Billing overview
Alibaba Cloud OpenLake is an integrated solution for multimodal data and large language model (LLM) scenarios. OpenLake itself does not incur extra charges. OpenLake builds a unified platform for data lakehouses, search, and AI by combining multiple mature Alibaba Cloud products, such as DLF, DataWorks, PAI, EMR, Hologres, StarRocks, MaxCompute, OpenSearch, and Milvus.
The total cost of OpenLake is the sum of the fees for the actual usage of each underlying product. You pay only for the computing, storage, network, and service resources that you use. There are no platform surcharges or integration premiums.
Billing principles
Pay for what you use
All components use a pay-as-you-go or subscription billing method. The fees are transparent.
There are no minimum charges, mandatory bundles, or hidden costs.
No OpenLake platform fees
OpenLake serves as an architectural solution and capability integration layer. It does not generate separate billable items.
Even when you use enhanced features such as OpenLake Studio, Copilot, or Agent, the underlying resources are provided by products such as DataWorks and PAI. The costs are included in the bills for those products.
Cost optimization
Mechanisms such as unified storage, serverless elasticity, and intelligent data tiering significantly reduce the total cost of ownership (TCO).
Multiple engines share the same data. This avoids redundant storage and extract, transform, and load (ETL) costs.
Billing for major components
Each product offers a free quota.
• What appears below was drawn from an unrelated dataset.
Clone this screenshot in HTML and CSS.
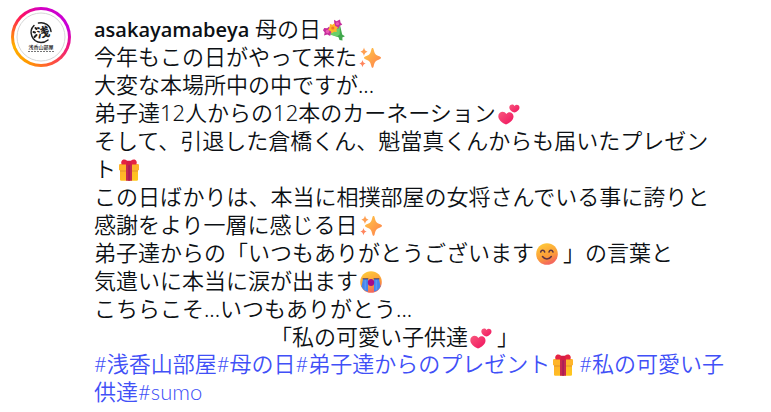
FILE: index.html
```
<!DOCTYPE html>
<html lang="ja">
<head>
    <meta charset="UTF-8">
    <meta name="viewport" content="width=device-width, initial-scale=1.0">
    <title>asakayamabeya</title>
    <link rel="stylesheet" href="styles.css">
</head>
<body>
    <!-- 絵文字 -->
    <svg class="defs" aria-hidden="true">
        <defs>
            <linearGradient id="gold" x1="0" y1="0" x2="1" y2="1">
                <stop offset="0" stop-color="#ffcb45"/>
                <stop offset="1" stop-color="#ff7d4d"/>
            </linearGradient>
            <linearGradient id="face" x1="0" y1="0" x2="0.4" y2="1">
                <stop offset="0" stop-color="#ffd23c"/>
                <stop offset="0.7" stop-color="#fb9a38"/>
                <stop offset="1" stop-color="#f4695c"/>
            </linearGradient>
            <linearGradient id="pink" x1="0" y1="0" x2="1" y2="1">
                <stop offset="0" stop-color="#f8587d"/>
                <stop offset="1" stop-color="#f0125e"/>
            </linearGradient>
            <linearGradient id="box" x1="0" y1="0" x2="1" y2="1">
                <stop offset="0" stop-color="#ffae2d"/>
                <stop offset="1" stop-color="#ffc91c"/>
            </linearGradient>
        </defs>
        <symbol id="sparkles" viewBox="0 0 22 22">
            <path fill="url(#gold)" d="M13.500 1c.7 0 1 .7 1.200 1.700.9 4 1.800 5.200 5.500 6.500 1 .4 1.800.8 1.800 1.600s-.8 1.200-1.800 1.600c-3.700 1.300-4.600 2.500-5.500 6.500-.2 1-.5 1.800-1.200 1.800s-1-.8-1.200-1.800c-.9-4-1.800-5.200-5.500-6.500-1-.4-1.800-.8-1.800-1.600s.8-1.200 1.800-1.600c3.700-1.300 4.600-2.500 5.500-6.500.2-1 .5-1.700 1.200-1.700z"/>
            <path fill="#ff9f51" d="M5 .5c.8 2.800 1.200 3.300 3.600 4.200C6.200 5.600 5.800 6.100 5 9 4.200 6.100 3.800 5.600 1.400 4.700 3.800 3.800 4.200 3.300 5 .5z"/>
            <path fill="#ff855d" d="M3.500 13c.7 2.400 1.100 2.800 3.200 3.600-2.100.8-2.500 1.200-3.200 3.600-.7-2.400-1.100-2.800-3.200-3.600 2.100-.8 2.500-1.200 3.200-3.600z"/>
        </symbol>
        <symbol id="hearts" viewBox="0 0 22 22">
            <path fill="url(#pink)" d="M8 21.500C3.600 19.700.3 16.500.3 13.200c0-4.800 5.900-6.100 8-2.300 2.800-3.300 7.600-1.200 7.200 3-.3 3.400-4 6.100-7.500 7.600z"/>
            <path fill="url(#pink)" d="M16.300 9.600c-2.900-1.200-5-3.100-5-5.200 0-3.100 3.800-4 5.200-1.500 1.900-2.200 5.300-.7 5 2-.2 2.200-2.800 3.900-5.200 4.700z"/>
        </symbol>
        <symbol id="gift" viewBox="0 0 22 22">
            <path fill="url(#box)" d="M2 9h18v11.500a1.200 1.200 0 0 1-1.200 1.200H3.200A1.200 1.200 0 0 1 2 20.500z"/>
            <rect x="1" y="5" width="20" height="6.500" rx="1.200" fill="#ffb52a"/>
            <path fill="#e0952a" d="M2 11.500h18v1H2z"/>
            <path fill="#c52850" d="M8 5h6v16.700H8z"/>
            <path fill="#a91e56" d="M10.200 6h1.700v15.700h-1.700z"/>
            <path fill="#e52443" d="M10 5.500H3.700C2.500 3.300 3.600.6 6.200.6 8.300.6 9.500 2 11 3.500 12.500 2 13.700.6 15.800.6c2.600 0 3.700 2.700 2.500 4.900H12z"/>
            <rect x="8.500" y="1.700" width="5" height="4.600" rx="1.200" fill="#d51d45"/>
        </symbol>
        <symbol id="bouquet" viewBox="0 0 22 22">
            <path fill="#41a84c" d="M6 14.500 17 6l2.200 9.500 2.700 1.700-2.600 1.300.2 3-3-.6-1-2.600z"/>
            <path fill="#6bcf69" d="M5 15 17 6l-.3 9.500-3 2.200z"/>
            <g fill="#c62e9c">
                <path d="m11 .8 2.500 1.500L17 .5l.5 3 1.800 2-2.700 1.500L15 10l-2.600-2.300L9.500 7l1.800-2.500z"/>
                <path d="m1.200 9 3 .3 2-1.700 1.200 2.800 3 1.600-2.600 1.900-.6 3-2.900-1.300L1 16.500l.7-3L0 11.200z"/>
            </g>
            <circle cx="14.500" cy="4.700" r="1.600" fill="#ed59b5"/>
            <circle cx="4.500" cy="12.500" r="1.700" fill="#ed59b5"/>
            <path fill="#ffb52b" d="m7 5 2.500.8 2-1.600.8 2.700 2.700 1.300-1.500 2.100.2 2.700-2.700-.2-2.200 1.700-1.300-2.500L5 11l1.500-2.500z"/>
            <circle cx="9.800" cy="9" r="1.600" fill="#ee7827"/>
        </symbol>
        <symbol id="smile" viewBox="0 0 22 22">
            <circle cx="11" cy="11" r="10.800" fill="url(#face)"/>
            <g fill="none" stroke="#5d3343" stroke-width="1.500" stroke-linecap="round">
                <path d="M4.700 9c.6-2.500 3.300-2.500 4 0M13 9c.6-2.500 3.300-2.500 4 0M6.500 13.500c2.200 3.200 6.600 3.200 8.800 0"/>
            </g>
        </symbol>
        <symbol id="cry" viewBox="0 0 22 22">
            <circle cx="11" cy="11" r="10.800" fill="url(#face)"/>
            <path fill="#4385ed" d="M3 8h5v12.800C5 20.300 2.500 18 1.500 15.500zM14 8h5l1.500 7.500c-1 2.500-3.500 4.800-6.500 5.300z"/>
            <path fill="#5d96f0" d="M4.500 9h1.700v10H4.500zM15.500 9h1.700v10h-1.700z"/>
            <path d="M3 7.800h5M14 7.800h5" stroke="#513860" stroke-width="1" stroke-linecap="round"/>
            <ellipse cx="11" cy="11.500" rx="3.200" ry="3.500" fill="#a20b8b"/>
        </symbol>
    </svg>

    <article class="post">
        <a class="avatar" href="#" aria-label="asakayamabeya">
            <svg viewBox="0 0 54 54" aria-hidden="true">
                <circle cx="27" cy="27" r="24" fill="#fff" stroke="#d6d6d6"/>
                <g fill="none" stroke="#202020" stroke-linecap="round">
                    <path d="M24.500 13A10 10 0 0 1 37 21.500" stroke-width="1.500"/>
                    <path d="M20 15.500A10 10 0 0 0 27 32.500Q31 32.500 34 30" stroke-width="1.500"/>
                    <path d="M21.500 18l1 1M19.500 22l1.500 .5M20.500 27l2-2" stroke-width="2"/>
                </g>
                <text class="crest" x="29" y="27" transform="rotate(-12 29 22)">浅</text>
                <text class="crest-name" x="27" y="39">浅香山部屋</text>
                <path d="M14 41.500h27" stroke="#777" stroke-dasharray="2 1"/>
            </svg>
        </a>
        <div class="caption">
            <p><a class="user" href="#">asakayamabeya</a> 母の日<svg class="emoji" role="img" aria-label="花束"><use href="#bouquet"/></svg></p>
            <p>今年もこの日がやって来た<svg class="emoji" role="img" aria-label="きらきら"><use href="#sparkles"/></svg></p>
            <p>大変な本場所中の中ですが...</p>
            <p>弟子達12人からの12本のカーネーション<svg class="emoji" role="img" aria-label="ハート"><use href="#hearts"/></svg></p>
            <p>そして、引退した倉橋くん、魁當真くんからも届いたプレゼント<svg class="emoji" role="img" aria-label="プレゼント"><use href="#gift"/></svg></p>
            <p>この日ばかりは、本当に相撲部屋の女将さんでいる事に誇りと<br>感謝をより一層に感じる日<svg class="emoji" role="img" aria-label="きらきら"><use href="#sparkles"/></svg></p>
            <p>弟子達からの「いつもありがとうございます<svg class="emoji" role="img" aria-label="笑顔"><use href="#smile"/></svg>」の言葉と</p>
            <p>気遣いに本当に涙が出ます<svg class="emoji" role="img" aria-label="大泣き"><use href="#cry"/></svg></p>
            <p>こちらこそ...いつもありがとう...</p>
            <p class="indent">「私の可愛い子供達<svg class="emoji" role="img" aria-label="ハート"><use href="#hearts"/></svg>」</p>
            <p class="tags"><a href="#">#浅香山部屋</a><a href="#">#母の日</a><a href="#">#弟子達からのプレゼント<svg class="emoji" role="img" aria-label="プレゼント"><use href="#gift"/></svg></a><a href="#">#私の可愛い子供達</a><a href="#">#sumo</a></p>
        </div>
    </article>
</body>
</html>
```

FILE: styles.css
```
* {
    box-sizing: border-box;
}
body {
    margin: 0;
    background-color: #fff;
    color: #0c1014;
    font-family: "Noto Sans", "Noto Sans CJK JP", sans-serif;
    font-size: 22px;
    line-height: 28px;
}
a {
    color: inherit;
    text-decoration: none;
}
.defs {
    position: absolute;
    width: 0;
    height: 0;
}
.post {
    display: flex;
    align-items: flex-start;
    gap: 23px;
    padding: 7px 45px 7px 11px;
}
.avatar {
    flex: none;
    width: 60px;
    height: 60px;
    padding: 3px;
    border-radius: 50%;
    background: conic-gradient(#d300c5, #c800d8 20%, #ee1680 30%, #ff5a35 45%, #ff9a00 58%, #ffb000 70%, #ff6a20 78%, #ff0f60 88%, #d300c5);
}
.avatar svg {
    display: block;
    width: 100%;
    height: 100%;
    border-radius: 50%;
    background-color: #fff;
}
.crest,
.crest-name {
    font-family: "Noto Sans CJK JP", sans-serif;
    text-anchor: middle;
    fill: #202020;
}
.crest {
    font-size: 13px;
    font-weight: 700;
}
.crest-name {
    font-size: 5px;
    font-weight: 500;
}
.caption {
    flex: 1;
    min-width: 0;
    padding-top: 7px;
}
.caption p {
    margin: 0;
    font-weight: 350;
}
.user {
    font-family: "Open Sans", sans-serif;
    font-size: 20px;
    font-weight: 600;
    line-height: 20px;
}
.emoji {
    width: 22px;
    height: 22px;
    margin: 0 5px 0 2px;
    vertical-align: -4px;
}
.caption .indent {
    padding-left: 176px;
}
.tags {
    color: #4150f7;
    font-family: Lato, "Noto Sans CJK JP", sans-serif;
}
```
New users can also use trial resources.
Component | Purpose | Primary billing dimensions | Official billing documentation |
DLF (Data Lake Formation) | Unified metadata catalog, permission management, data lineage, and registration for multi-format tables (Paimon, Iceberg, and Lance) | Storage usage and number of metadata operations (Catalog API calls) | |
DataWorks | Data development, task scheduling, quality monitoring, security governance, and OpenLake Studio (Notebook and IDE) | Software fees and schedule resources | |
EMR Spark (Serverless) | Batch processing, ETL, feature engineering, and AI data pre-processing | Compute unit (CU) hours | |
EMR StarRocks (Serverless) | High-concurrency interactive queries, BI analysis, and ad-hoc exploration | CU hours and storage capacity (GB-month) | |
Flink (real-time computing) | Stream ETL, real-time lakehouse ingestion (Fluss and Paimon), and stateful computing | CU hours | |
Hologres | Real-time data warehousing, millisecond-level writes, high-concurrency serving, and unified stream and batch analytics | CU hours and storage capacity (GB-month) | |
MaxCompute | Large-scale offline data warehousing, lakehouse computing, and T+1 batch processing | Computing (SQL and MapReduce CU-seconds) and storage capacity (GB-month) | |
PAI (Platform for AI) | LLM training (DLC) and inference services (EAS) | GPU and CPU hours | |
Milvus (vector engine) | Vector similarity search, multimodal retrieval, and retrieval-augmented generation (RAG) knowledge bases | Compute node hours (CPU and GPU) and storage capacity (GB-month) | |
OpenSearch | Full-text search, hybrid search (keyword and vector), and preview of structured and unstructured data | Instance types (CPU and memory), storage capacity (GB-month), and QPS or number of requests |
Cost optimization suggestions
Reduce costs with unified storage
Use DLF as the single data foundation to avoid the redundant costs associated with multiple storage systems, such as HDFS, S3, and NAS.
Serverless Elasticity
Choose fully managed services such as EMR Serverless Spark, Flink, and Hologres to scale resources on demand. This eliminates waste from idle resources.
Intelligent Lifecycle Management
Use DLF lifecycle rules to automatically transition cold data to Infrequent Access or Archive Storage. This can save more than 50% on storage fees.
Use reserved instances or resource plans
For stable workloads, such as daily scheduled tasks, you can purchase computing or storage resource plans to receive discounts of 30% to 60%.